We will explore the world of airline on-time performance data analysis. Your task will be to implement a pipeline that runs a set of pseudo distributed map reduce tasks to plot the mean delay of the five most active airlines and for the five most active airports in the country. Specifically, your code should take a set of data files as input and produce visualizations of delays. You are free to choose how to visualize delays, how many graphs you want to produce, etc.
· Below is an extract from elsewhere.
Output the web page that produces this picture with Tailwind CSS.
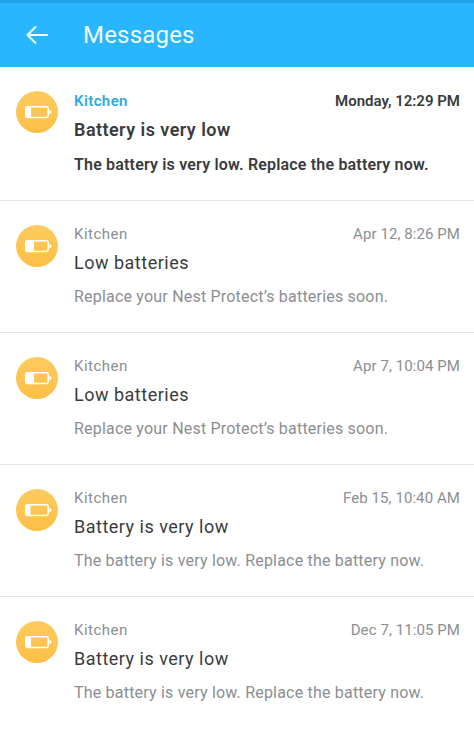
<!DOCTYPE html>
<html lang="en">
<head>
    <meta charset="UTF-8">
    <meta name="viewport" content="width=device-width, initial-scale=1.0">
    <title>Messages</title>
    <script src="https://cdn.jsdelivr.net/npm/@tailwindcss/browser@4"></script>
</head>
<body class="bg-white font-[Roboto,sans-serif] text-[#3a3b3d] h-[729px] overflow-hidden">
    <!-- Shared battery outline -->
    <svg class="hidden">
        <symbol id="battery" viewBox="0 0 42 42">
            <rect x="9.8" y="15.8" width="22.4" height="10.6" rx="1.6" fill="none" stroke="#fff" stroke-width="1.5" />
            <path d="M33.4 19c1.3 0 2 .9 2 2.1s-.7 2.1-2 2.1z" fill="#fff" />
        </symbol>
    </svg>

    <!-- Header -->
    <header class="h-[67px] bg-[#29b6ff] border-t-3 border-[#22a2e6] flex items-center pl-[26px] pb-px">
        <svg class="w-[23px] h-5 mt-px" viewBox="0 0 23 20" fill="none" stroke="#effaff" stroke-width="2.1" stroke-linecap="round" stroke-linejoin="round">
            <path d="M9.5 2L1.5 10l8 8M1.5 10H21" />
        </svg>
        <h1 class="text-2xl text-[#effaff] tracking-[0.2px] ml-[34px]">Messages</h1>
    </header>

    <main>
        <!-- Unread -->
        <article class="h-[134px] border-b border-[#e6e6e7] flex pl-4 pr-[14px]">
            <svg class="size-[42px] mt-6 shrink-0 rounded-full bg-linear-to-b from-[#fdcb5e] to-[#fcbf45]" viewBox="0 0 42 42">
                <use href="#battery" />
                <rect x="9.5" y="15.5" width="5.5" height="11" fill="#fff" />
            </svg>
            <div class="ml-4 grow pt-6 font-semibold">
                <div class="flex justify-between text-[15px] leading-5">
                    <span class="text-[#2fabe2] tracking-[0.4px]">Kitchen</span>
                    <time>Monday, 12:29 PM</time>
                </div>
                <h2 class="text-lg leading-6 mt-[7px] tracking-[0.45px]">Battery is very low</h2>
                <p class="text-base leading-6 mt-[11px] tracking-[0.18px] whitespace-nowrap">The battery is very low. Replace the battery now.</p>
            </div>
        </article>

        <!-- Read -->
        <article class="h-[132px] border-b border-[#e6e6e7] flex pl-4 pr-[14px]">
            <svg class="size-[42px] mt-6 shrink-0 rounded-full bg-linear-to-b from-[#fdcb5e] to-[#fcbf45]" viewBox="0 0 42 42">
                <use href="#battery" />
                <rect x="9.5" y="15.5" width="8.5" height="11" fill="#fff" />
            </svg>
            <div class="ml-4 grow pt-[23px]">
                <div class="flex justify-between text-[15px] leading-5 text-[#8b8e92]">
                    <span class="tracking-[0.5px]">Kitchen</span>
                    <time class="tracking-[0.08px]">Apr 12, 8:26 PM</time>
                </div>
                <h2 class="text-lg leading-6 mt-[7px] tracking-[0.5px]">Low batteries</h2>
                <p class="text-base leading-6 mt-[10px] tracking-[0.2px] whitespace-nowrap text-[#8b8e92]">Replace your Nest Protect’s batteries soon.</p>
            </div>
        </article>

        <article class="h-[132px] border-b border-[#e6e6e7] flex pl-4 pr-[14px]">
            <svg class="size-[42px] mt-6 shrink-0 rounded-full bg-linear-to-b from-[#fdcb5e] to-[#fcbf45]" viewBox="0 0 42 42">
                <use href="#battery" />
                <rect x="9.5" y="15.5" width="8.5" height="11" fill="#fff" />
            </svg>
            <div class="ml-4 grow pt-[23px]">
                <div class="flex justify-between text-[15px] leading-5 text-[#8b8e92]">
                    <span class="tracking-[0.5px]">Kitchen</span>
                    <time class="tracking-[0.08px]">Apr 7, 10:04 PM</time>
                </div>
                <h2 class="text-lg leading-6 mt-[7px] tracking-[0.5px]">Low batteries</h2>
                <p class="text-base leading-6 mt-[10px] tracking-[0.2px] whitespace-nowrap text-[#8b8e92]">Replace your Nest Protect’s batteries soon.</p>
            </div>
        </article>

        <article class="h-[132px] border-b border-[#e6e6e7] flex pl-4 pr-[14px]">
            <svg class="size-[42px] mt-6 shrink-0 rounded-full bg-linear-to-b from-[#fdcb5e] to-[#fcbf45]" viewBox="0 0 42 42">
                <use href="#battery" />
                <rect x="9.5" y="15.5" width="5" height="11" fill="#fff" />
            </svg>
            <div class="ml-4 grow pt-[23px]">
                <div class="flex justify-between text-[15px] leading-5 text-[#8b8e92]">
                    <span class="tracking-[0.5px]">Kitchen</span>
                    <time class="tracking-[0.08px]">Feb 15, 10:40 AM</time>
                </div>
                <h2 class="text-lg leading-6 mt-[7px] tracking-[0.5px]">Battery is very low</h2>
                <p class="text-base leading-6 mt-[10px] tracking-[0.2px] whitespace-nowrap text-[#8b8e92]">The battery is very low. Replace the battery now.</p>
            </div>
        </article>

        <article class="h-[132px] flex pl-4 pr-[14px]">
            <svg class="size-[42px] mt-6 shrink-0 rounded-full bg-linear-to-b from-[#fdcb5e] to-[#fcbf45]" viewBox="0 0 42 42">
                <use href="#battery" />
                <rect x="9.5" y="15.5" width="5.5" height="11" fill="#fff" />
            </svg>
            <div class="ml-4 grow pt-[23px]">
                <div class="flex justify-between text-[15px] leading-5 text-[#8b8e92]">
                    <span class="tracking-[0.5px]">Kitchen</span>
                    <time class="tracking-[0.08px]">Dec 7, 11:05 PM</time>
                </div>
                <h2 class="text-lg leading-6 mt-[7px] tracking-[0.5px]">Battery is very low</h2>
                <p class="text-base leading-6 mt-[10px] tracking-[0.2px] whitespace-nowrap text-[#8b8e92]">The battery is very low. Replace the battery now.</p>
            </div>
        </article>
    </main>
</body>
</html>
You will be asked to defend your choice.
Expected elements of a solution:
- A Makefile that builds and runs the pipeline (including graph generation);
- One or more map reduce tasks that read and clean the data, any corrupt row can be deleted, and output data that can be used to generate a graph
- A R Markdown file that includes code to generate graphs from the output of the MR task and explanation of the results.
- Make sure to include all JAR files needed to build your code and to only use local paths.
- It should be possible to run the pseudo distributed version of your code with a single local data file easily
Fine print
- Data for one month is here
- The full data set will be made available on AWS
- Some helpful code will be shared via piazza
- A description of the fields in the data is here (Look for online time performance of airlines)
- The sanity test is for corrupt data (field names may vary slightly)
All rows should be of the same length
All columns should hold one type of values
CRSArrTime and CRSDepTime should not be zero
timeZone = CRSArrTime - CRSDepTime - CRSElapsedTime;
timeZone % 60 should be 0
AirportID, AirportSeqID, CityMarketID, StateFips, Wac should be larger than 0
Origin, Destination, CityName, State, StateName should not be empty
For flights that are not Cancelled:
ArrTime - DepTime - ActualElapsedTime - timeZone should be zero
if ArrDelay > 0 then ArrDelay should equal to ArrDelayMinutes
if ArrDelay < 0 then ArrDelayMinutes should be zero
if ArrDelayMinutes >= 15 then ArrDel15 should be true
- Aggregate flights per month (i.e. add up all flight delays in a month for each airline and destination)
- Use the destination airport for each flight
- If there are several airlines or airports with the same number of flights, use lexicographical sort
- A cancelled flight counts as being delay 4 times the CSRElapsedTime (i.e. its scheduled length)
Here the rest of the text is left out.